This is Rod. Rod’s best friend is Chain. Rod always tries to help his friend. The other day, Rod set Jane up on a date with a guy who he promised was kind, handsome, and funny. He wasn’t. When Jane called about the next date, Rod admitted that the guy probably wasn’t so kind, and he probably wasn’t so handsome, and he was definitely not funny. Then Rod tried to help Jane plan a dinner for her parents. He recommended a restaurant that he said was excellent. Jane made reservations, and then two hours later, Rod called back and said he changed his mind; the restaurant’s gross. Jane had to change her reservations. Rod is an unreliable source of information. What he tells you in one moment might be changed five minutes later. You don’t know what to believe. In social research, measurement can be unreliable too. As we’ll see in a moment, Rod was unreliable in a specific kind of way, and there’s many different ways that a data source or source of information can be unreliable. When that is unreliable, we can’t trust the measures that we get. Our measures are all over the place, and we can’t figure out when we’re capturing true variation and when we’re just capturing noise or error that’s a result of a measurement process that can’t deliver consistent results that we can have confidence in. More specifically, measurement reliability is concerned with whether or not the questions we ask or the way that we collect data somehow distorts the measurements that we’re getting. When measurements are unreliable, we can’t trust the numbers, and if we can’t trust the numbers, we can’t trust the analysis.
I’ll talk about three types of reliability: stability, representative, and equivalence. Stability reliability is concerned with whether, if I ask a person the same question at different times, will I get the same answer or a different answer? In other words, are the answers we get dependent on a mood or the situation in which we ask someone? If it is, we might not be confident that the measurements that we’re taking, the answers to the questions we’re asking, are tapping into our subject’s true self. Let me give you an example of an unreliable question in terms of stability reliability. Let’s say I want to measure how depressed you are, your level of depression, and I ask a question: “How are you feeling today?” Usually, people will answer that question in very different ways on different days. When I ask the question, “How happy are you?”, I might not be tapping into their level of depression, which is what I’m trying to do. Instead, I might be capturing their mood, which changes quickly and isn’t of interest to my study. One way to improve this question is to ask people about their mood in general. For example, “Out of every seven days of the week, how many days do you feel bad?”
Representative reliability means if I ask people from different backgrounds or different communities the same question, will I get different answers? Not because these different people have true variation, but rather because they interpret the question differently. For example, it’s known that people with high incomes or high net-worth tend to understate how much they make when they’re asked by surveyors. So while a person earning fifty or sixty thousand dollars a year will more readily give that information and have it be accurate, a person who earns a lot of money might lowball how much they earned. The measurement works fine for people with middle-class incomes, but it works very badly for people with higher incomes. This is a type of question that’s plagued by representative reliability problems. Different populations or different parts of the population react to questions in different ways and adjust their answers.

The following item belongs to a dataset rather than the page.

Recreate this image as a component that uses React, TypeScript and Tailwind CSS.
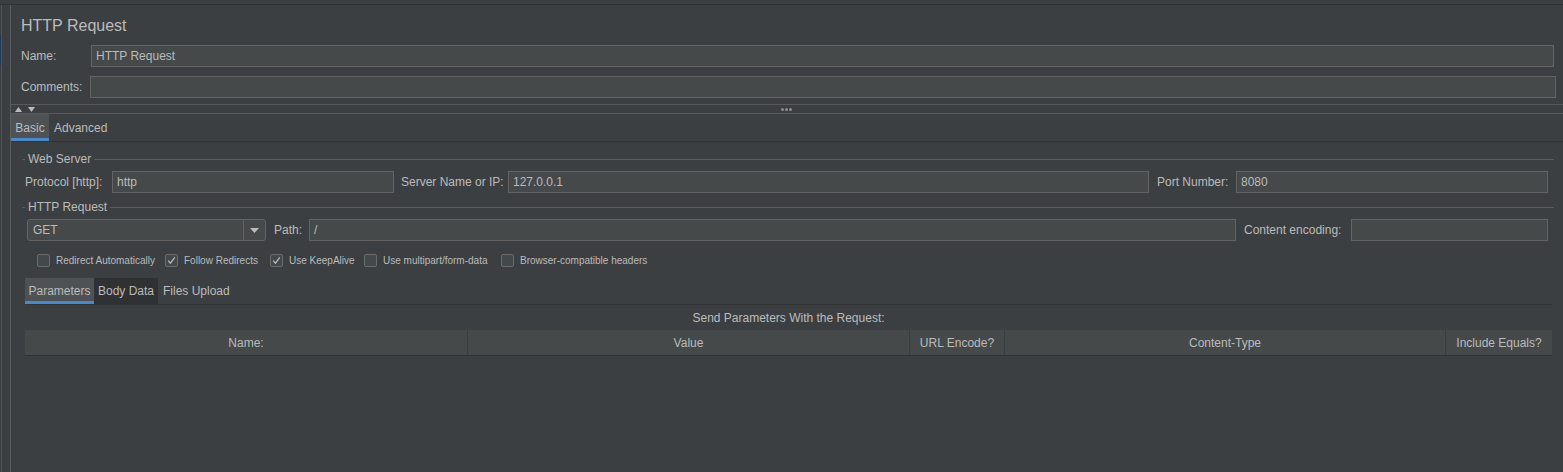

The third type of reliability is equivalence reliability. Equivalence reliability is important when you’re using multiple questions to measure the same underlying concept. For example, in my depression questions, I might ask a bunch of questions that try to tap into whether somebody’s depressed. You might ask, “Do you cry often?”, “Do you often feel sad?”, “Do you find it hard to get out of bed?”, “Do you often have no appetite or overeat?”, “Do you have suicidal thoughts?”. If these questions have equivalent reliability, they’ll tend to be correlated. In other words, people who answer “yes” to one of these questions is more likely to answer “yes” to other questions of this sort.
How do we get around reliability issues? Well, there’s a few things you can do. Number one is to be very, very careful that the questions that you ask are not dependent on people’s mood or situational factors. Instead of asking how people feel at the moment, ask about their feelings in general. Second, collect a lot of measures. Collect a lot of information on respondent demographics that might help you figure out whether or not your questions are being understood and answered in the same way by different subsections of the population. And also, use multiple measures to capture the concepts that you’re trying to capture. That allows you to conduct tests to make sure that at least some of the ways that you’re trying to measure your concepts are in agreement, and that gives you a good indication that your measures are reliable. Maybe the best piece of advice, though, is to prepare in two ways. One, take a look at the literature, see how other people measure concepts, see what’s worked for other researchers. And number two, pretest your surveys or pretest your measurement schemes. What that means is go out and administer a small-scale survey and then have an in-depth discussion with the respondents and make sure that they understood the question properly and that they meant to answer in the way that they answered and that different types of respondents don’t come to each question with different understandings or different biases. Reliability is a problem. It’s something that you have to control if you want to trust your data. Don’t ignore it.